Radio got more interesting when I came back from the Army in Vietnam Days. I remember when the FM DJ’s played “The wicked witch is dead” all day long when J. Edgar Hoover finally died. They gave drug reports for white heart-shaped tabs and pink and blue caps every afternoon at 5. They told us where to go when when we had a rash or something was happening in the city. And there was that guy, Rumpled Foreskin, who was the night DJ and played the Fugs from NY and Quicksilver. We turned it up loud in the incense packing room where I worked making watermelon and mango flavors using Bombay charcoal sticks and Dow Chemical artificial flavors our weird boss hid in the back room.

FM then was like the internet a couple years ago. We owned it. And the money people did not. But the money people finally figured out how to make FM bland as Wonder Bread and weenies with their focus groups and teeny-bop wonders.

It got worse. Yelling old men preached waco politics and got hold of everything on the air. I turned off the radio and never listened again.

Now I´m back, almost. But I’m a geeky downloader type. I looked for interesting stuff on the web and finally found some. I listen in now as smart folks explain the world to me. They tried it once before, when I was in school listening to rock and roll, but this time a lot of it makes more sense.
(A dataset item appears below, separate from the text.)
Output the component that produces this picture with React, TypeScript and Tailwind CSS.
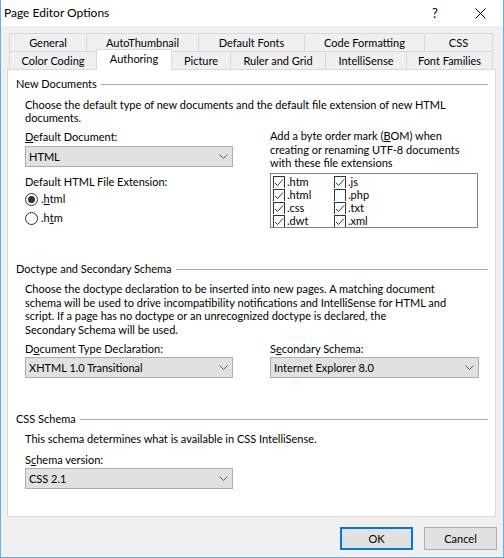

Here are some of the shows I get now:
Shooting an Elephant: Why Europe Went to War in 1914
Mapping the Brain
Ezra Pound and Basil Bunting
Special Relativity
The Design of Future Things: Cautious Cars and Cantankerous Kitchens

I put them on my IPod and go for a walk about an hour everyday, listening and trying not to bump into stuff when it gets real interesting. OK, I don’t take notes and I forget a lot, but it is sure is better than Geraldo or, even worse, Regis and Kelly. Nice that there are still some smart guys left in the world--broadcasting free on my webcast radio.